In this sense, neither the Netheads nor the Bellheads will have "won" the war. While the Netheads may come out on top, their success will rest on the technical foundations laid by the Bellheads. Each side ultimately will see its ideals incorporated into the network. At the lowest level of networking, the hardware approach favored by the Bellheads makes sense. Higher up in the protocol stack, the Netheads' software approach is better.
As the inevitability of this result becomes increasingly apparent, there are signs that the Netheads and Bellheads are ready to call a truce. Just as there are no atheists in foxholes, the converse of the maxim also holds true: religious fervor has a way of dissipating when confronted with large amounts of cash. Netheads and Bellheads are starting to realize that if they put aside their differences and simply concentrate on building better networks with whatever tools are best for the job, they will be richly rewarded.

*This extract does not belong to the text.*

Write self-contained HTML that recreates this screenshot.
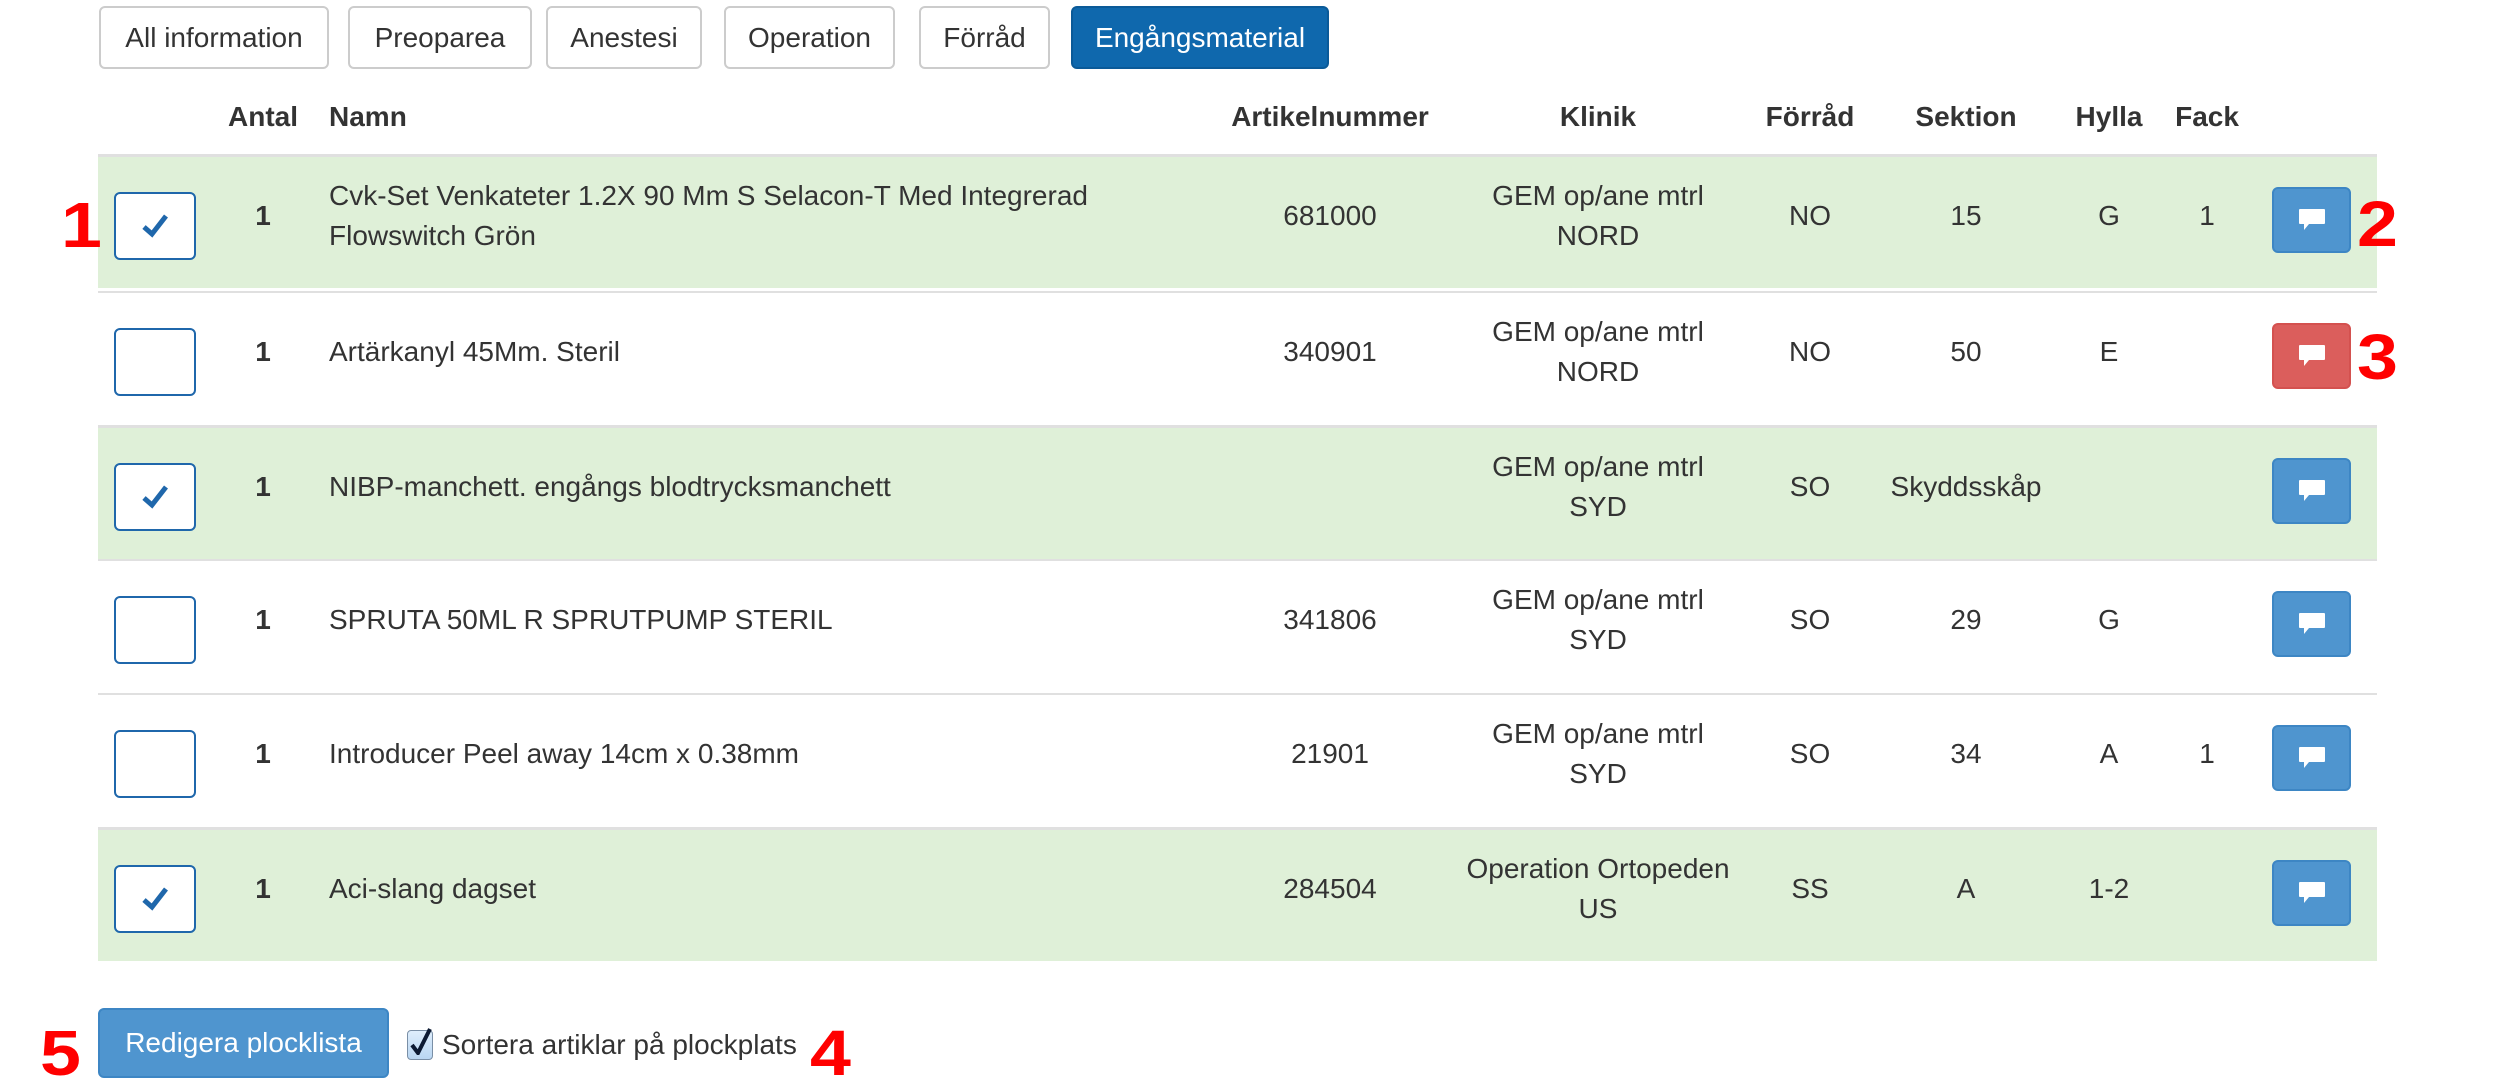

Even Sean Doran will admit that as enjoyable as it may be to poke fun at Bellheads, they still have plenty to contribute. "There is a useful tension between the two sides," he concedes. It's an admission made easier by the fact that, according to Doran, it's largely the telecom guys who are giving ground. "We had a meeting recently where these very senior executives from Sprint came to our building completely dressed down - trying to fit in. They actually made fun of the one guy who did wear a suit."
"Everyone is learning to work together," Doran continues with a touch of satisfaction, "so we can make lots of money and play with our big toys."